(24 Feb 2013)
1. Italian leadership candidate and former premier Silvio Berlusconi entering polling station
2. Berlusconi entering voting booth
3. Berlusconi casting vote
4. SOUNDBITE (Italian) Silvio Berlusconi, Italian leadership candidate and centre-right coalition leader:
"He who behaves with his brain and intelligence can vote just in one direction, and he behaves consequently, and then there are all the unreasonable situations. They exist and we can do nothing about it."

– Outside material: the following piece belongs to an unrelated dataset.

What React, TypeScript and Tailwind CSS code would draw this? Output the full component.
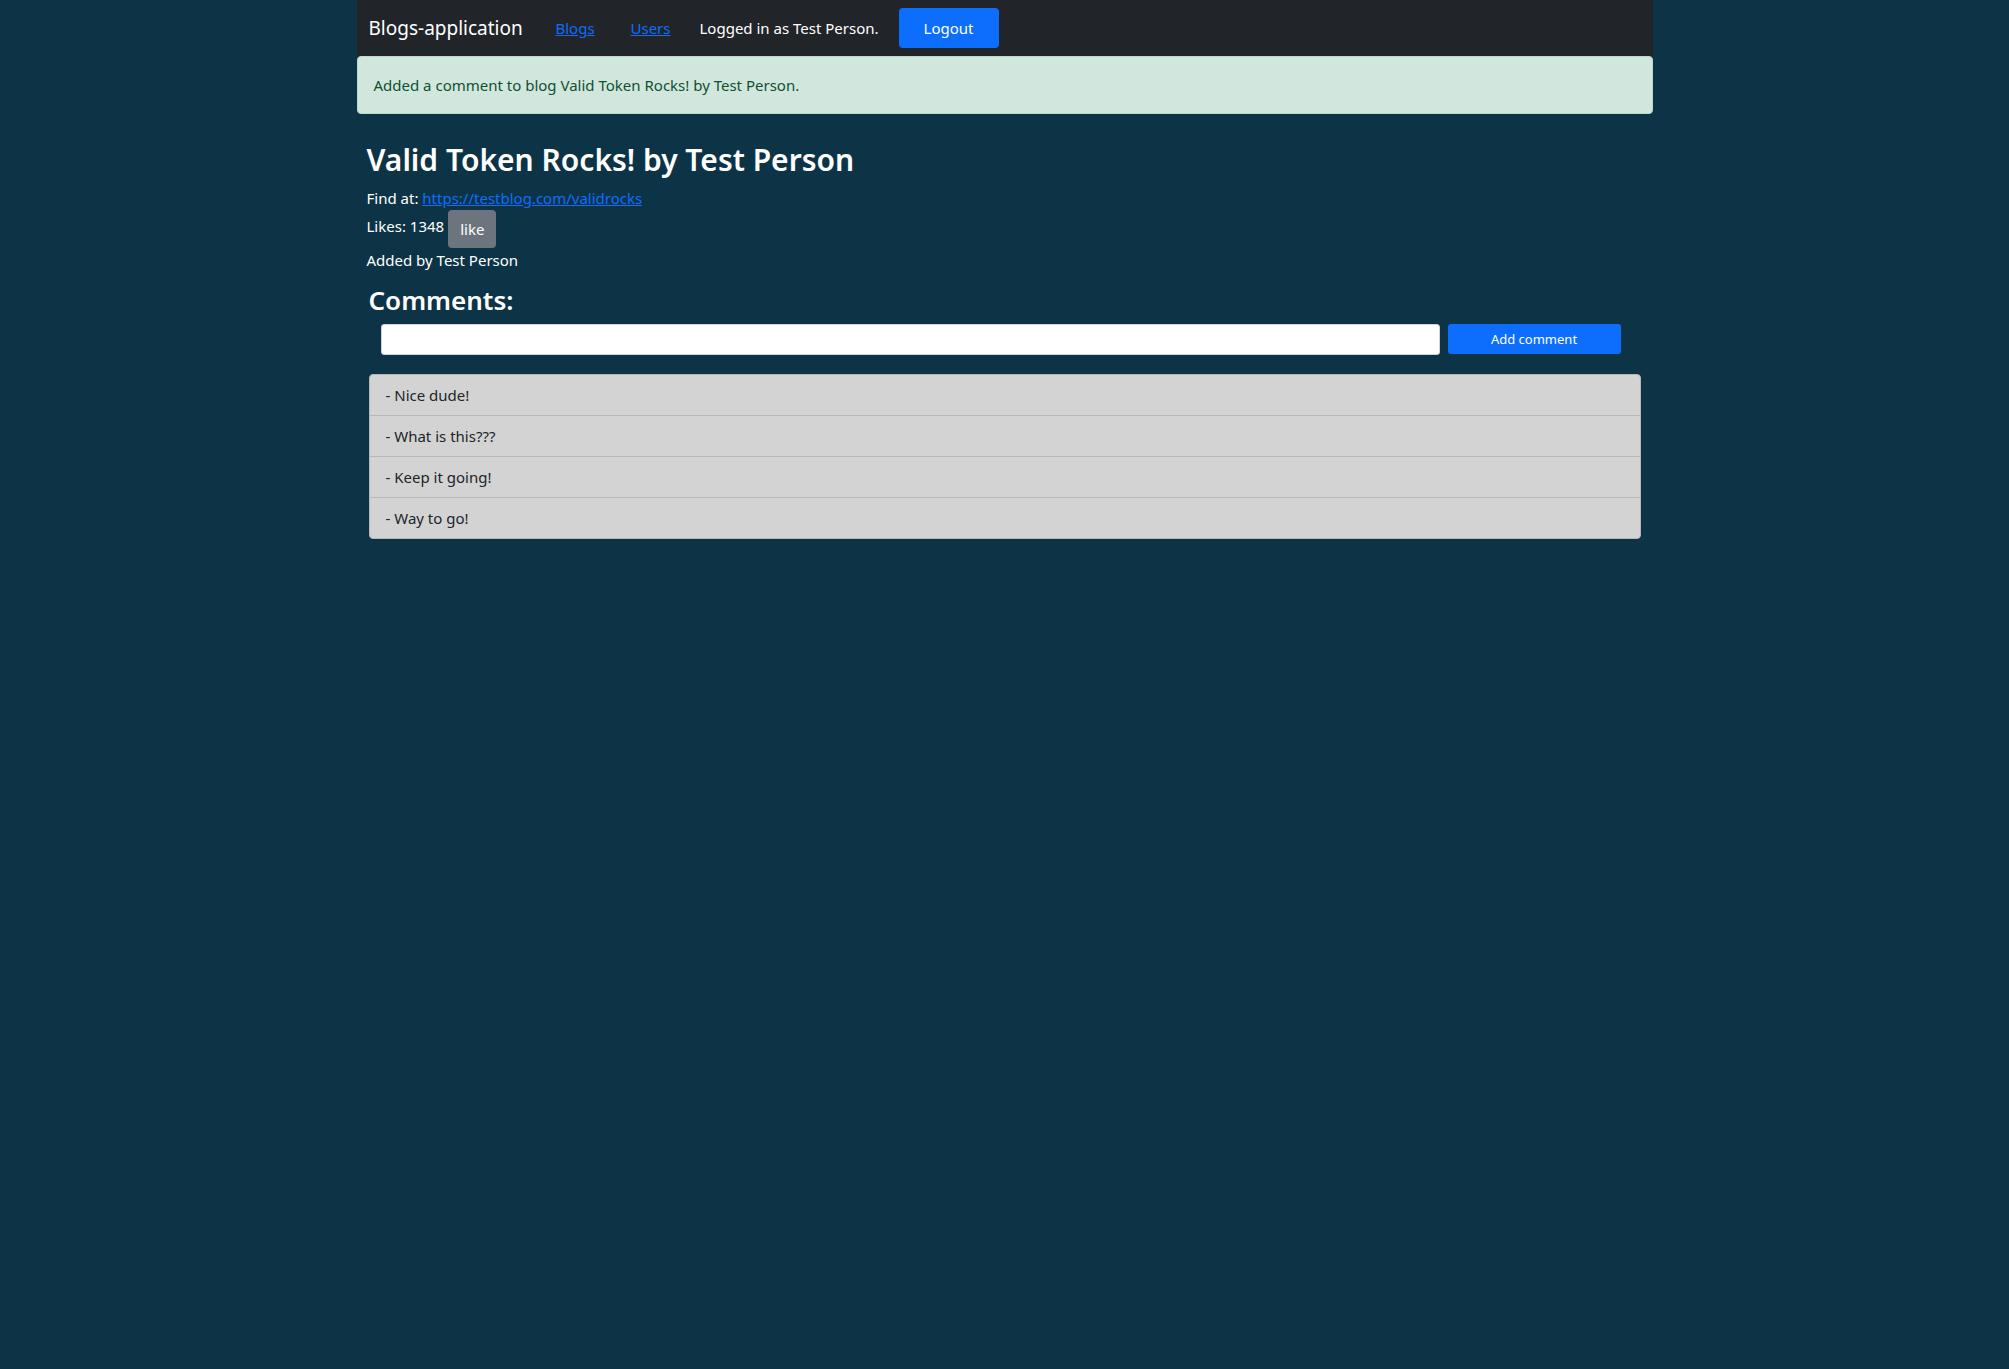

5. SOUNDBITE (Italian) Salvatore Martorana, Local resident:
"I think he's a good entrepreneur and he cares about people and workers. Then, about his personal things, they are just his affairs."
6. Wide of media trucks
7. SOUNDBITE (Italian) Giuseppe Gentili, Local resident:
"I think he's a figure who keeps on dividing public opinion."
8. Incumbent Italian prime minister Mario Monti approaching polling station at school
9. Monti entering polling station
10. Monti entering voting booth
11. Monti casting vote
12. SOUNDBITE (Italian) Mario Monti, incumbent Prime Minister:
"Not today ...I follow the rules...I follow the rules."

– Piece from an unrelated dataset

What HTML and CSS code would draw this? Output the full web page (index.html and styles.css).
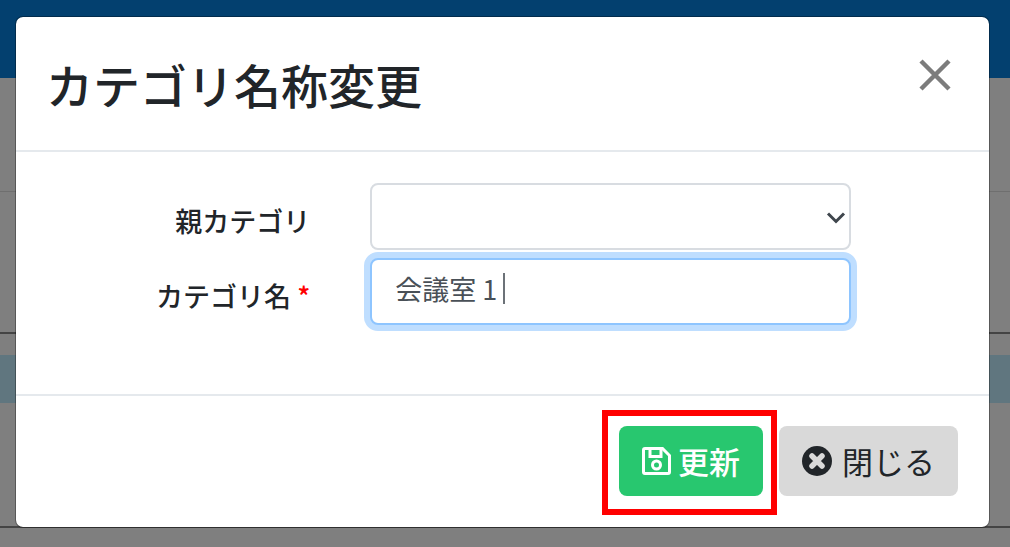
FILE: index.html
```html
<!DOCTYPE html>
<html lang="ja">
<head>
  <meta charset="UTF-8">
  <meta name="viewport" content="width=device-width, initial-scale=1.0">
  <title>カテゴリ名称変更</title>
  <link rel="stylesheet" href="styles.css">
</head>
<body>
  <!-- Page behind the dialog -->
  <div class="page">
    <div class="topbar"></div>
    <div class="toolbar"></div>
    <div class="filters"></div>
    <div class="list">
      <div class="selected-row"></div>
    </div>
  </div>

  <div class="backdrop">
    <form class="modal" role="dialog" aria-labelledby="modal-title">
      <div class="modal-header">
        <h1 id="modal-title">カテゴリ名称変更</h1>
        <button type="button" class="close" aria-label="閉じる">
          <svg width="32" height="32" viewBox="0 0 32 32">
            <path d="M2 2L30 30M30 2L2 30" stroke="#7c7c7c" stroke-width="4.5" fill="none" />
          </svg>
        </button>
      </div>

      <div class="modal-body">
        <label for="parent">親カテゴリ</label>
        <div class="field">
          <select id="parent" class="control">
            <option></option>
          </select>
          <svg class="chevron" width="20" height="14" viewBox="0 0 20 14">
            <path d="M2 2.5L10 10.5L18 2.5" stroke="#3f464d" stroke-width="3" fill="none" />
          </svg>
        </div>

        <label for="name">カテゴリ名 <span class="required">*</span></label>
        <div class="field">
          <input id="name" class="control" type="text" value="会議室 1" autocomplete="off" autofocus>
          <span class="caret"></span>
        </div>
      </div>

      <div class="modal-footer">
        <div class="highlight">
          <button type="submit" class="btn btn-success">
            <svg width="30" height="30" viewBox="0 0 30 30" fill="none" stroke="#fff" stroke-width="3">
              <path d="M3 2.5H20.5L27.5 9.5V26Q27.5 27.5 26 27.5H3Q1.5 27.5 1.5 26V4Q1.5 2.5 3 2.5Z" />
              <path d="M8 3V10.5H19V3" />
              <circle cx="14.5" cy="19" r="4" />
            </svg>
            更新
          </button>
        </div>
        <button type="button" class="btn btn-default">
          <svg width="30" height="30" viewBox="0 0 30 30">
            <circle cx="15" cy="15" r="15" fill="#212529" />
            <path d="M10 10L20 20M20 10L10 20" stroke="#d9d9d9" stroke-width="5.5" stroke-linecap="round" />
          </svg>
          閉じる
        </button>
      </div>
    </form>
  </div>
</body>
</html>
```

FILE: styles.css
```css
* {
  margin: 0;
  padding: 0;
  box-sizing: border-box;
}

body {
  font-family: "Noto Sans CJK JP", "Noto Sans", sans-serif;
  color: #212529;
  background-color: #fff;
  min-height: 100vh;
  overflow: hidden;
}

.topbar {
  height: 78px;
  background-color: #0681de;
}

.toolbar {
  height: 114px;
  border-bottom: 1px solid #dedede;
}

.filters {
  height: 142px;
  border-bottom: 2px solid #888;
}

.list {
  height: 194px;
  padding-top: 21px;
  border-bottom: 2px solid #888;
}

.selected-row {
  height: 48px;
  background-color: #c0ecff;
}

.backdrop {
  position: absolute;
  inset: 0;
  padding: 16px 20px 16px 15px;
  background-color: rgba(0, 0, 0, 0.5);
}

.modal {
  background-color: #fff;
  background-clip: padding-box;
  border: 1px solid rgba(0, 0, 0, 0.3);
  border-radius: 8px;
}

.modal-header {
  display: flex;
  justify-content: space-between;
  align-items: flex-start;
  padding: 32px 32px 31px 30px;
  border-bottom: 2px solid #e5e9ed;
}

h1 {
  font-size: 47px;
  font-weight: 500;
  line-height: 70px;
}

.close {
  display: flex;
  margin: 10px 6px;
  border: none;
  background: none;
}

.modal-body {
  display: grid;
  grid-template-columns: 6fr 11fr;
  gap: 8px 60px;
  padding: 31px 138px 69px 32px;
}

label {
  padding-top: 18px;
  font-size: 27px;
  font-weight: 500;
  line-height: 40px;
  text-align: right;
}

.required {
  color: #f00;
}

.field {
  position: relative;
}

.control {
  display: block;
  width: 100%;
  height: 67px;
  padding: 0 23px 6px;
  border: 2px solid #d8dce1;
  border-radius: 8px;
  background-color: #fff;
  color: #495057;
  font-family: inherit;
  font-size: 27px;
  font-weight: 400;
  appearance: none;
  outline: none;
}

.control:focus {
  border-color: #8ec5ff;
  box-shadow: 0 0 0 6px #bfdeff;
  caret-color: transparent;
}

.chevron {
  position: absolute;
  top: 28px;
  right: 5px;
}

.caret {
  position: absolute;
  top: 15px;
  left: 133px;
  width: 2px;
  height: 31px;
  background-color: #6c7278;
}

.modal-footer {
  display: flex;
  justify-content: flex-end;
  gap: 16px;
  padding: 30px 31px 31px;
  border-top: 2px solid #e5e9ed;
}

.btn {
  display: flex;
  align-items: center;
  gap: 6px;
  height: 70px;
  padding: 0 23px;
  border: none;
  border-radius: 8px;
  font-family: inherit;
  font-size: 31px;
  line-height: 46px;
}

.btn-success {
  background-color: #28c76f;
  color: #fff;
  font-weight: 500;
}

.btn-default {
  gap: 10px;
  background-color: #d9d9d9;
  color: #212529;
}

/* Red frame around the update button */
.highlight {
  position: relative;
}

.highlight::after {
  content: "";
  position: absolute;
  inset: -16px -14px -19px -17px;
  border: 6px solid #f00;
  pointer-events: none;
}
```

(++replying to question seeking a response to Berlusconi on Saturday broke a ban on electoral comment and described magistrates as "worse than the mafia")
13. Monti leaving polling station
STORYLINE:
Italians have gone to the polls on Sunday in a watershed parliamentary election that could shape the future of one of Europe's biggest economies.
Fellow European Union countries and investors are watching closely, as the decisions that Italy makes over the next several months promise to have a profound impact on whether Europe can decisively put out the flames of its financial crisis.
Greece's troubles in recent years were enough to spark a series of market panics.
With an economy almost 10 times the size of Greece's, Italy is simply too big a country for Europe, and the world, to see fail.
Among those voting on Sunday was Silvio Berlusconi - the billionaire media mogul who's seeking an unlikely political comeback after being forced from the premiership by Italy's debt crisis.
When he stepped down in November 2011, newspapers were writing his political obituary.
At 76, blamed for mismanaging the economy and disgraced by criminal allegations of sex with an underage prostitute, he appeared finished as a political force.
But Berlusconi has proven time and again - more than 20 years at the centre of Italian politics - that he should never be counted out.
The campaign strategy that has allowed the People of Freedom party leader to become a contender is a simple one: please the masses by throwing around cash.
"I think he's a good entrepreneur and he cares about people and workers," said one local resident and potential voter on Sunday.
"I think he's a figure who keeps on dividing public opinion," said another.
Also casting his ballot on Sunday was the incumbent, Mario Monti.
As prime minister, he is widely credited with saving Italy from financial ruin - but is trailing badly as he pays the price for the suffering caused by austerity measures.
Leading the electoral pack is Pier Luigi Bersani, a former communist who has shown a pragmatic streak in supporting tough economic reforms spearheaded by incumbent Mario Monti.
Then there's the wild card: comic-turned-politician Beppe Grillo, whose protest movement against the entrenched political class has been drawing tens of thousands to rallies in piazzas across Italy.
The most recent polls show Bersani in the lead with 33 percent of the vote, against 28 percent for Berlusconi's coalition with the populist Northern League.